Good morning, Blogland.
We woke up early today so we could get our AC unit fixed (again), and now I’m sitting in my office sipping iced coffee trying to make sense of the putty in my brain. This is a good thing! This summer break has been very different than I’d hoped (so far). A lot less adventure and a lot more lounging, but it’s been good for my creative muscle. I’m reading widely, getting into a twitter routine that isn’t completely soul-sucking, and writing whatever clamors to be written.
I’ve also been experimenting with poetry, basically since the pandemic started. Back in the summer of 2020 poetry was the only writing I could do. The words came in a trickle, and the best I could do by them was to arrange them in interesting little lines.

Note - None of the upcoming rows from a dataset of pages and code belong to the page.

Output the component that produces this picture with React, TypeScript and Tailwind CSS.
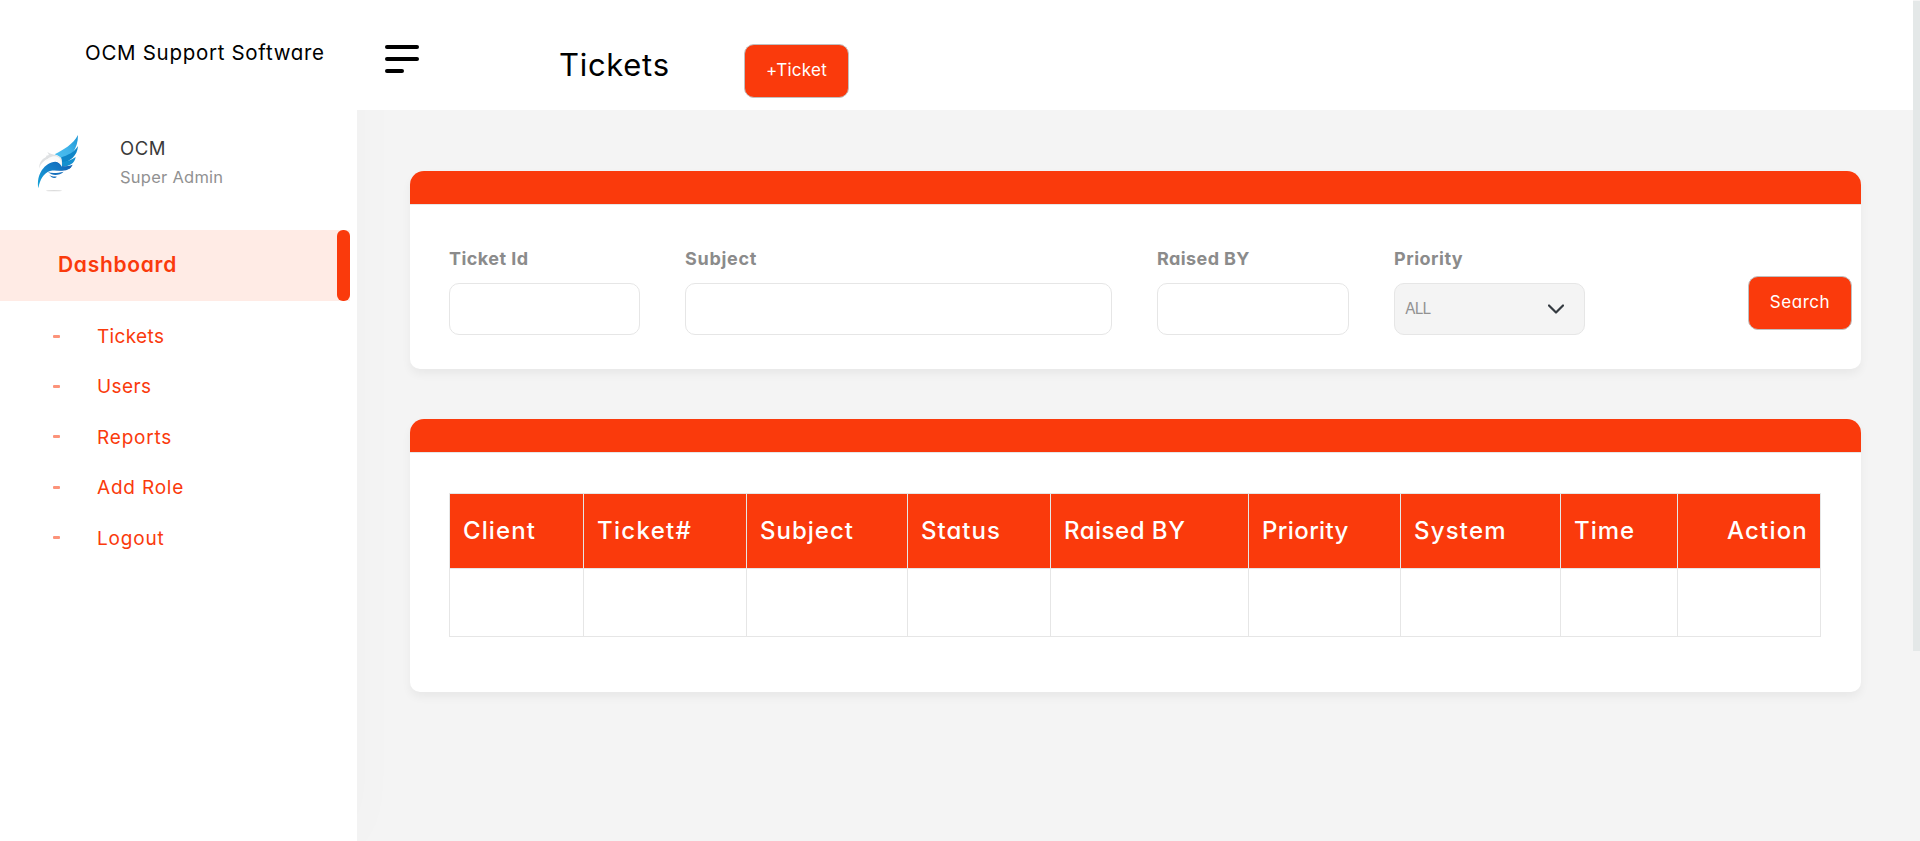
const menu = [
  { label: "Tickets", cls: "tracking-[0.35px]" },
  { label: "Users", cls: "tracking-[0.4px]" },
  { label: "Reports", cls: "tracking-[0.8px]" },
  { label: "Add Role", cls: "tracking-[0.8px]" },
  { label: "Logout", cls: "tracking-[0.8px]" },
];

const columns = [
  { label: "Client", cls: "w-[134px] tracking-[1.1px]" },
  { label: "Ticket#", cls: "w-[163px] tracking-[1.3px]" },
  { label: "Subject", cls: "w-[161px] tracking-[1px]" },
  { label: "Status", cls: "w-[143px] tracking-[1px]" },
  { label: "Raised BY", cls: "w-[198px] tracking-[0.5px]" },
  { label: "Priority", cls: "w-[152px] tracking-[0.4px]" },
  { label: "System", cls: "w-[160px] tracking-[1.2px]" },
  { label: "Time", cls: "w-[117px] tracking-[1px]" },
  { label: "Action", cls: "w-[143px] text-right tracking-[1.2px]" },
];

function WingLogo() {
  return (
    <svg className="h-20 w-20" viewBox="0 0 240 240">
      <defs>
        <linearGradient id="wing" x1="0" y1="1" x2="1" y2="0">
          <stop offset="0" stopColor="#4cc0f0" />
          <stop offset="0.5" stopColor="#41b4ea" />
          <stop offset="1" stopColor="#1a94d4" />
        </linearGradient>
        <linearGradient id="body" x1="0" y1="1" x2="1" y2="0">
          <stop offset="0" stopColor="#16a5d8" />
          <stop offset="0.5" stopColor="#1583cb" />
          <stop offset="1" stopColor="#1260b4" />
        </linearGradient>
      </defs>
      <path d="M174 45 C158 74 132 88 104 103 C118 108 125 113 127 122 C150 112 174 90 174 45Z" fill="url(#wing)" />
      <path d="M174 78 C162 98 142 106 124 112 L126 130 C150 124 172 108 174 78Z" fill="#0f86c8" />
      <path d="M167 111 C154 121 140 124 125 127 L116 140 C144 142 164 132 167 111Z" fill="#1590cf" />
      <path d="M158 134 C142 141 120 138 106 138 L96 150 C122 155 150 154 158 134Z" fill="#1465b5" />
      <path d="M55 205 C48 162 74 128 106 125 C116 126 122 132 124 138 C134 143 148 143 154 142 C136 156 108 148 90 153 C70 160 60 178 55 205Z" fill="url(#body)" />
      <path d="M84 157 C100 161 116 158 131 155 C118 167 98 168 84 157Z" fill="#1670bd" />
      <path d="M88 166 C96 170 104 170 111 170 C104 177 96 174 88 166Z" fill="#1670bd" />
      <path d="M57 146 C62 128 80 112 100 115 C114 117 122 128 125 140 C129 124 124 110 106 105 C98 103 92 102 82 96 L87 105 L77 108 C84 110 74 112 66 120 C59 128 57 137 57 146Z" fill="#dfe1e3" />
      <path d="M76 126 C84 118 98 116 108 122 C116 126 122 132 125 140 C127 124 122 113 108 109 C94 107 82 114 76 126Z" fill="#fafafa" />
      <ellipse cx="102" cy="212" rx="24" ry="2" fill="#dcdcdc" />
    </svg>
  );
}

function Field({ label, box, cls }: { label: string; box: string; cls: string }) {
  return (
    <label className="flex flex-col">
      <span className={"h-7 text-[18px] leading-7 font-bold whitespace-nowrap text-[#8b8b8b] " + cls}>{label}</span>
      <input className={"mt-[10px] h-[52px] rounded-[10px] border border-[#e6e6e6] bg-white " + box} />
    </label>
  );
}

export default function App() {
  return (
    <div className="flex h-[841px] w-full overflow-hidden bg-[#f4f4f4] font-['Inter',sans-serif] [font-feature-settings:'cv11']">
      <aside className="z-10 flex w-[357px] shrink-0 flex-col bg-white shadow-[0_0_60px_rgba(0,0,0,0.02)]">
        <div className="h-[110px] pt-[38px] pl-[85px] text-[20.5px] leading-[30px] tracking-[0.7px] whitespace-nowrap text-black">
          OCM Support Software
        </div>
        <div className="flex h-[120px] pt-[10px] pl-5">
          <WingLogo />
          <div className="pt-[15px] pl-5">
            <div className="text-[18.5px] leading-[27px] tracking-[0.5px] text-[#3a3a3a]">OCM</div>
            <div className="pt-[3px] text-[16.5px] leading-6 tracking-[0.25px] text-[#919191]">Super Admin</div>
          </div>
        </div>
        <div className="flex h-[71px] w-[350px] items-center justify-between bg-[#ffebe5] pl-[58px]">
          <span className="pb-px text-[21px] font-semibold tracking-[0.7px] text-[#fa3a0c]">Dashboard</span>
          <span className="h-[71px] w-[13px] rounded-[6px] bg-[#fa3a0c]" />
        </div>
        <nav className="flex flex-col pt-[10px]">
          {menu.map((i) => (
            <a key={i.label} className="flex h-[50.4px] items-center pl-[53px] text-[19px] text-[#fa3a0c]">
              <span className="mr-[37px] h-[3px] w-[7px] rounded-[1px] bg-[#fa3a0c]/55" />
              <span className={"pt-[2px] " + i.cls}>{i.label}</span>
            </a>
          ))}
        </nav>
      </aside>
      <div className="flex min-w-0 flex-1 flex-col">
        <header className="z-20 flex h-[110px] shrink-0 bg-white">
          <button className="mt-[45px] ml-7 flex h-7 w-[34px] flex-col gap-2">
            <span className="h-1 w-[34px] rounded-full bg-black" />
            <span className="h-1 w-[34px] rounded-full bg-black" />
            <span className="h-1 w-[19px] rounded-full bg-black" />
          </button>
          <h1 className="mt-[42px] ml-[140px] w-[185px] text-[31px] leading-[46px] tracking-[0.7px] text-black">Tickets</h1>
          <button className="mt-11 flex h-[54px] w-[105px] items-center justify-center rounded-[10px] border border-[#c0c0c0] bg-[#fa3a0c] text-[17px] tracking-[0.25px] text-white">
            +Ticket
          </button>
        </header>
        <main className="flex w-[1504px] flex-1 flex-col gap-[50px] pt-[61px] pl-[53px]">
          <section className="h-[198px] rounded-[14px] rounded-b-[10px] bg-white shadow-[0_5px_10px_rgba(0,0,0,0.05)]">
            <div className="h-[34px] rounded-t-[14px] border-b border-[#e6e6e6] bg-[#fa3a0c]" />
            <div className="flex pt-10 pl-[39px]">
              <Field label="Ticket Id" box="w-[191px] mr-[45px]" cls="tracking-[0.45px]" />
              <Field label="Subject" box="w-[427px] mr-[45px]" cls="tracking-[0.7px]" />
              <Field label="Raised BY" box="w-[192px] mr-[45px]" cls="tracking-[0.4px]" />
              <div className="flex flex-col">
                <span className="h-7 text-[18px] leading-7 font-bold tracking-[0.5px] text-[#8b8b8b]">Priority</span>
                <div className="mt-[10px] flex h-[52px] w-[191px] items-center justify-between rounded-[10px] border border-[#e6e6e6] bg-[#f4f4f4] pr-5 pl-[10px] text-[15.5px] tracking-[-1px] text-[#929292]">
                  ALL
                  <svg className="h-4 w-4" viewBox="0 0 16 16" fill="none" stroke="#343a40" strokeWidth="2.2" strokeLinecap="round" strokeLinejoin="round">
                    <path d="m1 4.5 7 7 7-7" />
                  </svg>
                </div>
              </div>
              <button className="mt-[31px] ml-[163px] flex h-[54px] w-[104px] items-center justify-center rounded-[10px] border border-[#c0c0c0] bg-[#fa3a0c] text-[17px] tracking-[0.55px] text-white">
                Search
              </button>
            </div>
          </section>
          <section className="h-[273px] rounded-[14px] rounded-b-[10px] bg-white shadow-[0_5px_10px_rgba(0,0,0,0.05)]">
            <div className="h-[34px] rounded-t-[14px] border-b border-[#e6e6e6] bg-[#fa3a0c]" />
            <table className="mt-10 ml-[39px] w-[1372px] table-fixed border-collapse">
              <thead>
                <tr className="h-[75px] bg-[#fa3a0c]">
                  {columns.map((c) => (
                    <th key={c.label} className={"border border-[#e6e6e6] pr-[12px] pl-[13px] text-left text-[24px] leading-none font-medium text-white " + c.cls}>
                      {c.label}
                    </th>
                  ))}
                </tr>
              </thead>
              <tbody>
                <tr className="h-[68px]">
                  {columns.map((c) => (
                    <td key={c.label} className="border border-[#e6e6e6]" />
                  ))}
                </tr>
              </tbody>
            </table>
          </section>
        </main>
      </div>
      <div className="mt-px h-[650px] w-[7px] shrink-0 bg-[#e4e8e8]" />
    </div>
  );
}
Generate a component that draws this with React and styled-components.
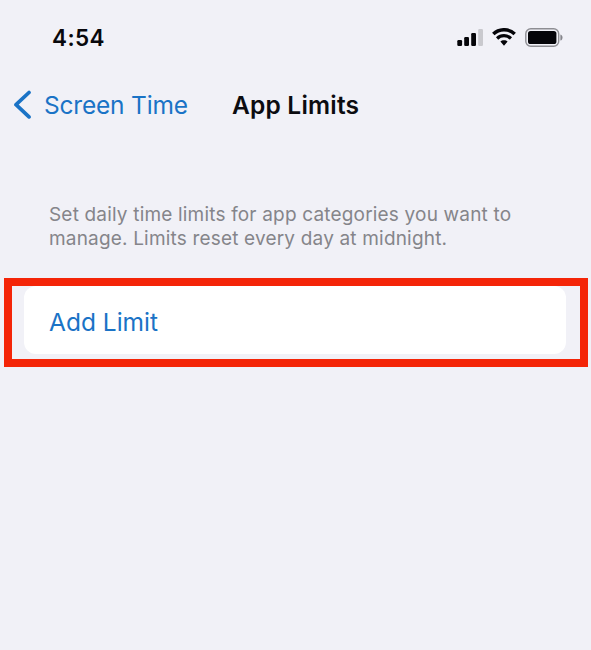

Currently, I have folders of poetry organized by year (2020, 2021, 2022) for a total of 48 poems.
I got back into writing poetry this month thanks to my friend and poet d.ellis. She posted a poem a day prompt on her instagram (give her a follow) and her first collection of poetry just released! You can buy it here.
So, thanks to d.ellis, I’ve been inspired and sort of playing along. It’s interesting, because poetry feels like an experiment. I have no aspirations, no goals or standards to meet. I just jot down the words until they feel right. It doesn’t use the muscle in quite the same way, and doesn’t drain the well like writing a short story or a chapter of a longer work does.
It’s been really nice.
If you’re a newsletter subscriber (and if you’re not now’s your chance!) then you received a few poems in the June Newsletter. I hope you liked them. I may share some more in the future. Or if I get comfortable enough maybe I’ll make a poetry page on the site? I don’t know. We’ll see.
Aside from poetry, I’ve been querying. I have a lot of thoughts about querying, and they might not be what you’d expect. On twitter, so many writers post constantly about their querying process. They share every rejection, react to every request (partial or full), and talk endlessly about all the anxiety they feel about having their book in agents’ hands.
And… I don’t? I mean, I haven’t had any requests yet. I’ve had three form rejections since June. Each one was… fine? I wasn’t surprised. I wasn’t all that disappointed. There was no real emotional response. I opened the email, went “oh”, and then found the next person on my list to send to. I don’t feel anxious. I don’t necessarily feel confident – I’m not out here thinking, “Of course I’ll get an agent!”
But I also know that this isn’t my only book. This is a book. It’s a book I love and am very proud of, and I think it’s one of the best things I’ve written. But I already have another book done. By next year it’ll be ready to query (Probably. Hopefully.). I have other books inside me. If Something Sulfurous doesn’t get an agent, maybe Victoria will. Or maybe the book after that.
And, I guess, getting an agent won’t really change the fact that I will continue to write books. I won’t stop. I can’t stop. Writing is so deeply woven with my mental health that quitting isn’t an option.
So I’m querying. It’s fine. It was exciting, that first day, picking the first batch of agents to send my book to. It felt momentous. A milestone achieved. And I think that’s valid. But now that I’m in the routine of it, it feels exactly like submitting short fiction – slow and mostly not exciting.
Just like with everything else about writing, querying is a marathon, not a sprint. So I’m buckled in and comfy, ready for a long ride. I’ll keep y’all informed if anything exciting happens.
Today is for chores and reading and maybe getting outside. I want to see the ocean – SO BAD – but Trev is busy with business stuff. It feels weird to go without him… but also kind of tempting.
We’ll see what I decide. I may just go to a park or a bar or something. But I’m definitely feeling like the house is not the place for me today.
I’ll be back on Monday with a Goals Summary. Until then, Blogarts.